Gereja tidak harus malu untuk mengakui diri sebagai gereja kaum pendosa sehingga dapat mengalami pembaharuan yang radikal. Kalau saja Gereja tidak menyadari diri sebagai gereja kaum pendosa maka yang ada hanya penderitaan dan kemalangan. Pada bulan Mei yang lalu, Kardinal Reinhard Marx selaku Uskup Agung Munich, Jerman menulis surat pengunduran diri karena masalah pedofilia di Jerman. Keinginan pengunduran diri Marx dipahami oleh Paus, namun pengunduran diri tersebut tak diterima.

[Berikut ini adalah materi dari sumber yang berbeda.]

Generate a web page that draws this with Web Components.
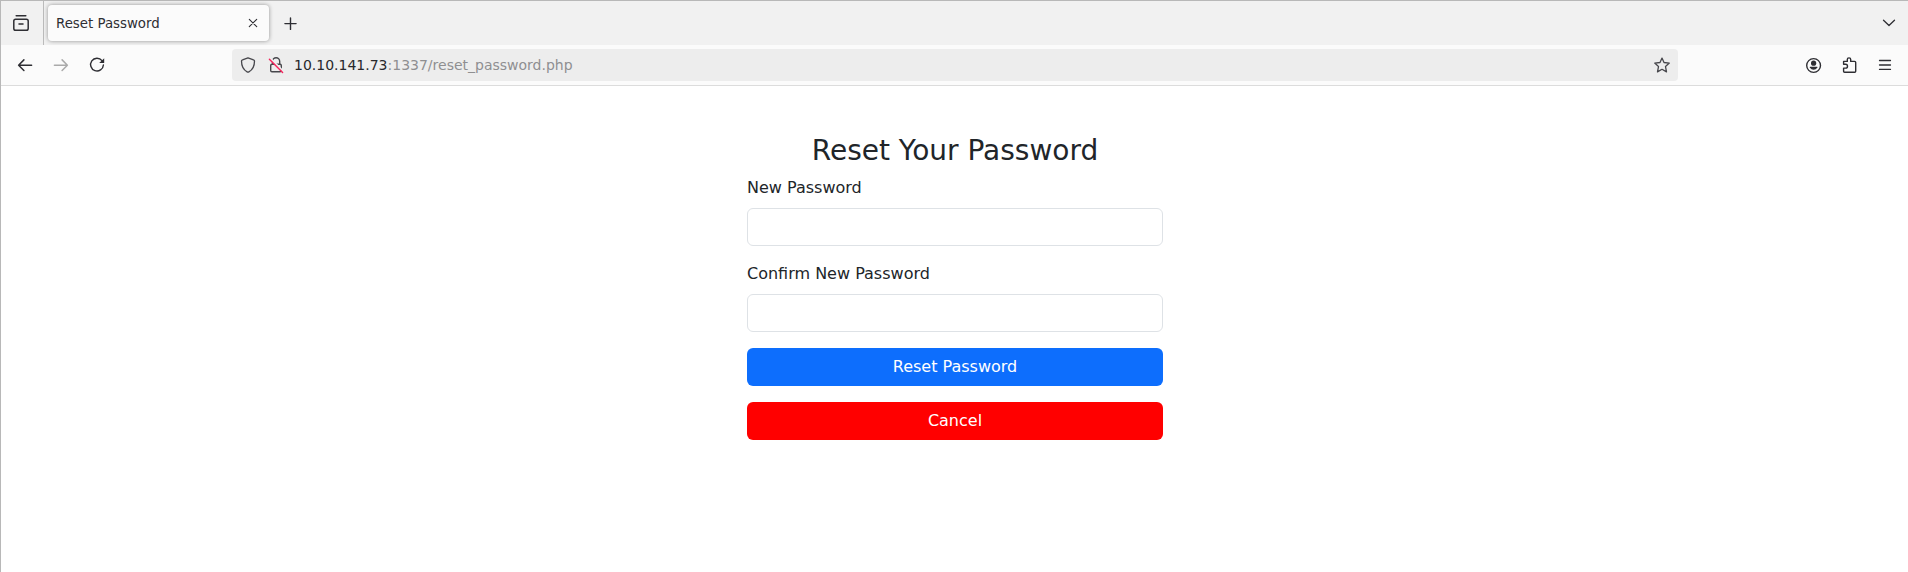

Kardinal Marx mengatakan ‘harus berbagi tanggung jawab institusional atas pelecehan seksual oleh para imam selama beberapa dekade terakhir.’ Surat pengunduran diri itu ditolak Paus Fransiskus. Paus menulis kepada Kardinal Marx: “Itulah jawaban saya, Saudaraku. Lanjutkan seperti yang Anda sarankan, tetapi sebagai Uskup Agung Munich.” Kardinal Marx sangat prihatin dengan situasi gereja kita sehingga dia memilih mundur tetapi tetap tidak direstui Paus Fransiskus.

Apa yang harus kita lakukan?

St. Paulus dalam bacaan kedua mengatakan, “Sebab kasih Kristus yang menguasai kami, karena kami telah mengerti, bahwa jika satu orang sudah mati untuk semua orang, maka mereka semua sudah mati. Dan Kristus telah mati untuk semua orang, supaya mereka yang hidup, tidak lagi hidup untuk dirinya sendiri, tetapi untuk Dia, yang telah mati dan telah dibangkitkan untuk mereka.” (2Kor 5: 14-15). Kita harus menjadi baru dalam Kristus. Jadi siapa yang ada di dalam Kristus, ia adalah ciptaan baru: yang lama sudah berlalu, sesungguhnya yang baru sudah datang. Hanya Yesus saja yang menyelamatkan dan kita terbuka untuk diselamatkan. Semua ini bisa terjadi karena kasih dan kuasa Tuhan untuk menyelamatkan kita semua.